The present invention should not be considered limited to the particular examples described above, but rather should be understood to cover all aspects of the invention as fairly set out in the attached claims. Various modifications to the shape and form factors described above, equivalent processes which the present invention may be applicable will be readily apparent to those of skill in the art to which the present invention is directed upon review of the present specification. For example, alternative thicknesses beyond the range of 20 to 30 millimeters may be incorporated in the design to increase the effective insulation R value and thereby increase the time over which the beverage remains cooled. The following claims are intended to cover such modifications and devices.

Claims

1. An insulated beverage container comprising:

an insulating cylinder with an open top, closed bottom, and thin walled lateral surface with dimensions to accommodate a beverage;

said closed bottom and thin walled lateral surface fabricated from a material with a thermal conductivity in the range of 0.2 to 0.35;

thickness of said closed bottom and thin walled lateral surface sufficient to generate an insulation R value in the range of 7.5 to 8.5; and

a removable insulating cap configured to liquid seal the top of the beverage when said beverage is inserted into the insulated beverage container.
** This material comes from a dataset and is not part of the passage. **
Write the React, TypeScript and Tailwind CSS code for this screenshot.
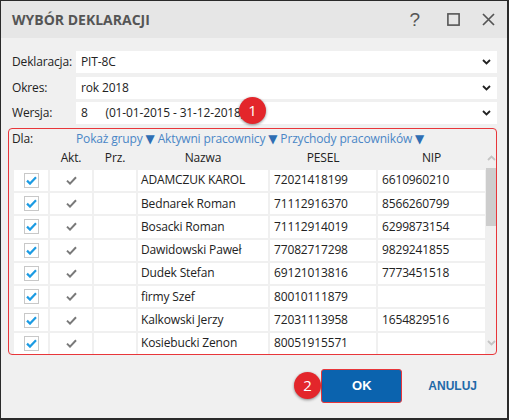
const rows = [
  { name: 'ADAMCZUK KAROL', pesel: '72021418199', nip: '6610960210' },
  { name: 'Bednarek Roman', pesel: '71112916370', nip: '8566260799' },
  { name: 'Bosacki Roman', pesel: '71112914019', nip: '6299873154' },
  { name: 'Dawidowski Paweł', pesel: '77082717298', nip: '9829241855' },
  { name: 'Dudek Stefan', pesel: '69121013816', nip: '7773451518' },
  { name: 'firmy Szef', pesel: '80010111879', nip: '' },
  { name: 'Kalkowski Jerzy', pesel: '72031113958', nip: '1654829516' },
  { name: 'Kosiebucki Zenon', pesel: '80051915571', nip: '' },
];

const fields = [
  { label: 'Deklaracja:', value: 'PIT-8C' },
  { label: 'Okres:', value: 'rok 2018' },
  { label: 'Wersja:', value: '8\u00a0\u00a0\u00a0\u00a0\u00a0\u00a0(01-01-2015 - 31-12-2018)' },
];

const cols = 'grid grid-cols-[34px_42px_42px_130px_106px_107px] gap-x-[2px]';

function Chevron({ className }: { className?: string }) {
  return (
    <svg width="9" height="6" viewBox="0 0 9 6" className={className}>
      <path d="M1 1l3.5 3.5L8 1" fill="none" stroke="currentColor" strokeWidth="1.8" />
    </svg>
  );
}

function Tri() {
  return <span className="text-[#2f6eb3] text-[12px] font-['DejaVu_Sans',sans-serif]">▼</span>;
}

function Badge({ n, className }: { n: string; className: string }) {
  return (
    <div
      className={`absolute w-[27px] h-[27px] rounded-full bg-[#e3262b] text-white text-[15px] flex items-center justify-center shadow-[0_1px_3px_rgba(0,0,0,0.45)] ${className}`}
    >
      {n}
    </div>
  );
}

export default function App() {
  return (
    <div className="relative w-[509px] h-[420px] bg-[#f0f0f0] border-l border-t border-r-2 border-b-2 border-[#2a2a2a] flex flex-col text-[12px] tracking-[-0.15px] text-[#222] font-['Open_Sans',sans-serif]">
      {/* title bar */}
      <div className="h-[37px] bg-[#e6e6e6] flex items-center pl-[11px] pr-[12px]">
        <div className="text-[14px] font-bold text-[#555] tracking-normal">WYBÓR DEKLARACJI</div>
        <div className="ml-auto flex items-center text-[#555]">
          <span className="text-[19px] font-['Liberation_Sans',sans-serif] leading-none mr-[27px]">?</span>
          <svg width="13" height="13" viewBox="0 0 13 13" className="mr-[22px]">
            <rect x="0.9" y="0.9" width="11.2" height="11.2" fill="none" stroke="currentColor" strokeWidth="1.6" />
          </svg>
          <svg width="13" height="13" viewBox="0 0 13 13">
            <path d="M1 1l11 11M12 1L1 12" stroke="currentColor" strokeWidth="1.7" />
          </svg>
        </div>
      </div>

      {/* body */}
      <div className="flex-1 flex flex-col pl-[7px] pr-[10px]">
        <div className="mt-[13px] flex flex-col gap-[3.5px] pl-[4px]">
          {fields.map((f) => (
            <div key={f.label} className="flex items-center h-[22px]">
              <div className="w-[64px] shrink-0">{f.label}</div>
              <div className="flex-1 h-full bg-white flex items-center pl-[5px] pr-[6px]">
                <span className="whitespace-pre">{f.value}</span>
                <Chevron className="ml-auto text-[#222]" />
              </div>
            </div>
          ))}
        </div>

        {/* selection area */}
        <div className="mt-[4px] h-[227px] rounded-[4px] border-[1.5px] border-[#e8363a] flex flex-col overflow-hidden">
          <div className="h-[20px] flex items-center pl-[3px]">
            <span className="w-[64px] shrink-0">Dla:</span>
            <span className="text-[#4a86c6] whitespace-nowrap">
              Pokaż grupy <Tri /> Aktywni pracownicy <Tri /> Przychody pracowników <Tri />
            </span>
          </div>
          <div className="flex-1 flex pl-[5px] overflow-hidden">
            <div className="flex flex-col">
              <div className={`${cols} h-[21px] items-center mb-[2px]`}>
                <div />
                <div className="text-center">Akt.</div>
                <div className="text-center">Prz.</div>
                <div className="text-center">Nazwa</div>
                <div className="text-center">PESEL</div>
                <div className="text-center">NIP</div>
              </div>
              <div className="flex flex-col gap-y-[2px]">
                {rows.map((r) => (
                  <div key={r.name} className={`${cols} h-[21.3px]`}>
                    <div className="bg-white flex items-center justify-center">
                      <div className="w-[15px] h-[15px] bg-white border border-[#c8c8c8] flex items-center justify-center">
                        <svg width="11" height="9" viewBox="0 0 11 9">
                          <path d="M1 4.6l3 3L10 1.2" fill="none" stroke="#1c9be3" strokeWidth="2.2" />
                        </svg>
                      </div>
                    </div>
                    <div className="bg-white flex items-center justify-center">
                      <svg width="11" height="9" viewBox="0 0 11 9">
                        <path d="M1 4.6l3 3L10 1.2" fill="none" stroke="#7a7a7a" strokeWidth="2" />
                      </svg>
                    </div>
                    <div className="bg-white" />
                    <div className="bg-white flex items-center pl-[3px] whitespace-nowrap">{r.name}</div>
                    <div className="bg-white flex items-center pl-[4px]">{r.pesel}</div>
                    <div className="bg-white flex items-center pl-[4px]">{r.nip}</div>
                  </div>
                ))}
              </div>
            </div>
            {/* scrollbar */}
            <div className="w-[11px] ml-[1px] flex flex-col items-center">
              <Chevron className="mt-[6px] text-[#c4c4c4] rotate-180" />
              <div className="mt-[7px] w-full h-[58px] bg-[#cdcdcd]" />
              <Chevron className="mt-auto mb-[8px] text-[#c4c4c4]" />
            </div>
          </div>
        </div>

        {/* footer */}
        <div className="flex items-center justify-end mt-[14px] pr-[20px]">
          <button className="w-[81px] h-[34px] rounded-[3px] bg-[#0b63ae] border-[1.5px] border-[#e8363a] text-white text-[13px] font-bold tracking-normal font-['Liberation_Sans',sans-serif]">
            OK
          </button>
          <button className="ml-[26px] text-[#1f6aa8] text-[12px] font-bold tracking-normal font-['Liberation_Sans',sans-serif]">
            ANULUJ
          </button>
        </div>
      </div>

      <Badge n="1" className="left-[238px] top-[96px]" />
      <Badge n="2" className="left-[293px] top-[371px]" />
    </div>
  );
}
2. The apparatus of claim 1 wherein the closed bottom and thin walled lateral surface are manufactured from polyurethane rubber with a thickness in the range of 20 to 30 millimeters.

3. The device of claim 1 wherein the closed bottom and thin walled lateral surface are manufactured from nitrile rubber with a thickness in the range of 20 to 30 millimeters.
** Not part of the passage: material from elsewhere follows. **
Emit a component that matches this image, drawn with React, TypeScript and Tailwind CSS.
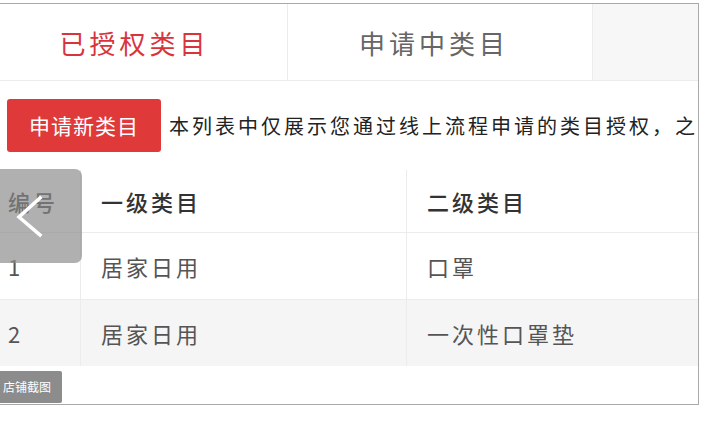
export default function App() {
  const font = { fontFamily: '"Noto Sans CJK SC", "Noto Sans", sans-serif' };
  return (
    <div className="relative w-[727px] h-[433px] bg-white overflow-hidden" style={font}>
      <div className="mt-[3px] w-[699px] h-[402px] border-t border-r border-b border-[#a9a9a9] flex flex-col overflow-hidden">
        {/* tabs */}
        <div className="flex h-[77px] shrink-0 border-b border-[#ececec]">
          <div className="w-[288px] border-r border-[#ececec] flex items-center justify-center text-[26px] tracking-[4px] text-[#d9343c] pr-[18px]">
            已授权类目
          </div>
          <div className="w-[305px] border-r border-[#ececec] flex items-center justify-center text-[26px] tracking-[4px] text-[#666] pr-[12px]">
            申请中类目
          </div>
          <div className="flex-1 bg-[#f7f7f7]" />
        </div>
        {/* toolbar */}
        <div className="h-[89px] shrink-0 flex items-start pt-[18px] pl-[7px] whitespace-nowrap">
          <div className="w-[154px] h-[53px] rounded-[3px] bg-[#e0393a] text-white text-[21px] tracking-[1px] flex items-center justify-center shrink-0">
            申请新类目
          </div>
          <div className="ml-[8px] h-[53px] flex items-center text-[20px] tracking-[3px] text-[#222]">
            本列表中仅展示您通过线上流程申请的类目授权，之前
          </div>
        </div>
        {/* table */}
        <div className="flex flex-col text-[22px] tracking-[3px]">
          <div className="flex h-[63px] border-b border-[#ececec] text-[#333] font-medium">
            <div className="w-[81px] border-r border-[#ececec] flex items-center pl-[8px]">编号</div>
            <div className="w-[326px] border-r border-[#ececec] flex items-center pl-[20px]">一级类目</div>
            <div className="flex-1 flex items-center pl-[20px]">二级类目</div>
          </div>
          <div className="flex h-[67px] border-b border-[#ececec] text-[#555]">
            <div className="w-[81px] border-r border-[#ececec] flex items-center pl-[8px]">1</div>
            <div className="w-[326px] border-r border-[#ececec] flex items-center pl-[20px]">居家日用</div>
            <div className="flex-1 flex items-center pl-[20px]">口罩</div>
          </div>
          <div className="flex h-[66px] bg-[#f5f5f5] text-[#555]">
            <div className="w-[81px] border-r border-[#ececec] flex items-center pl-[8px]">2</div>
            <div className="w-[326px] border-r border-[#ececec] flex items-center pl-[20px]">居家日用</div>
            <div className="flex-1 flex items-center pl-[20px]">一次性口罩垫</div>
          </div>
        </div>
      </div>
      {/* overlay back button */}
      <div className="absolute left-0 top-[169px] w-[82px] h-[94px] rounded-r-[7px] bg-[#8f8f8f]/70 flex items-center justify-start">
        <svg width="82" height="94" viewBox="0 0 82 94">
          <polyline points="40,29 19,48 40,66" fill="none" stroke="white" strokeWidth="3.5" strokeLinecap="square" />
        </svg>
      </div>
      {/* badge */}
      <div className="absolute left-0 top-[371px] w-[62px] h-[32px] rounded-r-[2px] bg-[#8c8c8c] text-white text-[12px] flex items-center pl-[3px]">
        店铺截图
      </div>
    </div>
  );
}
4. The device of claim 1 wherein the closed bottom and thin walled lateral surface are manufactured from silicone rubber with a thickness in the range of 20 to 30 millimeters.

5. The device of claim 1 wherein the closed bottom and thin walled lateral surface are manufactured from glass fiber filled silicone rubber with a thickness in the range of 20 to 30 millimeters.
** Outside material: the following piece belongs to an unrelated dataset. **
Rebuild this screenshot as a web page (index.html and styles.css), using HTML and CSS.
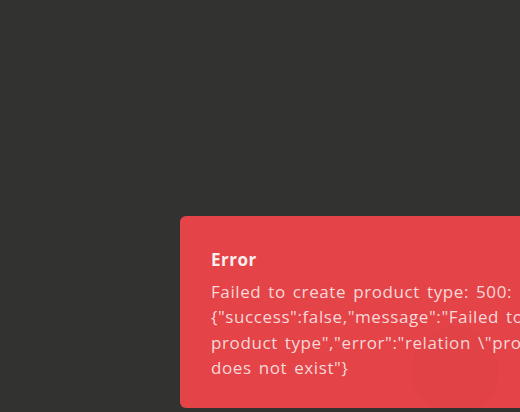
FILE: index.html
```html
<!DOCTYPE html>
<html>
<head>
<meta charset="utf-8">
<link rel="stylesheet" href="styles.css">
</head>
<body>
<div class="stage">
  <div class="toast">
    <div class="title">Error</div>
    <div class="desc">Failed to create product type: 500: {"success":false,"message":"Failed to create product type","error":"relation \"product_types\" does not exist"}</div>
    <span class="ripple"></span>
  </div>
</div>
</body>
</html>
```
FILE: styles.css
```css
html, body {
  margin: 0;
  padding: 0;
  width: 520px;
  height: 412px;
  overflow: hidden;
  background: #323230;
}
.stage {
  display: flex;
  padding: 216px 0 0 180px;
}
.toast {
  position: relative;
  flex: 0 0 auto;
  width: 490px;
  box-sizing: border-box;
  padding: 31px 32px 27px 31px;
  background: #e44347;
  border-radius: 6px;
  font-family: "Open Sans", sans-serif;
  color: #f8d8d9;
}
.title {
  font-weight: 700;
  font-size: 17px;
  letter-spacing: 0.5px;
  line-height: 26px;
  color: #fbeeee;
  margin-bottom: 6px;
}
.desc {
  font-size: 17px;
  letter-spacing: 0.6px;
  word-spacing: 2px;
  line-height: 25.4px;
}
.ripple {
  position: absolute;
  left: 231px;
  top: 110px;
  width: 88px;
  height: 88px;
  border-radius: 50%;
  background: rgba(0, 0, 0, 0.012);
}
```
6. The device of claim 1 wherein the insulated beverage container when housing a beverage container with cooled liquid beverage initially in the range of 35 to 40 degrees Fahrenheit and ambient temperature no more than 80 degrees, the temperature of the liquid beverage will not rise more than 10 degrees for a period of 45 minutes with the insulating cap sealing the top of the beverage container.

7. The device of claim 1 wherein the insulating cap is manufactured from polyurethane rubber, nitrile rubber, silicone rubber, or glass fiber filled silicone rubber with a thickness in the range of 20 to 30 millimeters.

8. An insulated beverage container comprising:

an insulating cylinder with an open top, bottom surface with small central drainage hole to pass spillage, and thin walled lateral surface with dimensions to accommodate a beverage;

said bottom surface and thin walled lateral surface fabricated from a material with a thermal conductivity in the range of 0.2 to 0.35;

thickness of said bottom surface and thin walled lateral surface sufficient to generate an insulation R value in the range of 7.5 to 8.5;

a removable insulating cap configured to liquid seal the top of the beverage when said beverage is inserted into the insulated beverage container; and,

said bottom surface, thin walled lateral surface, and removable top manufactured from polyurethane rubber with a thickness in the range of 20 to 30 millimeters.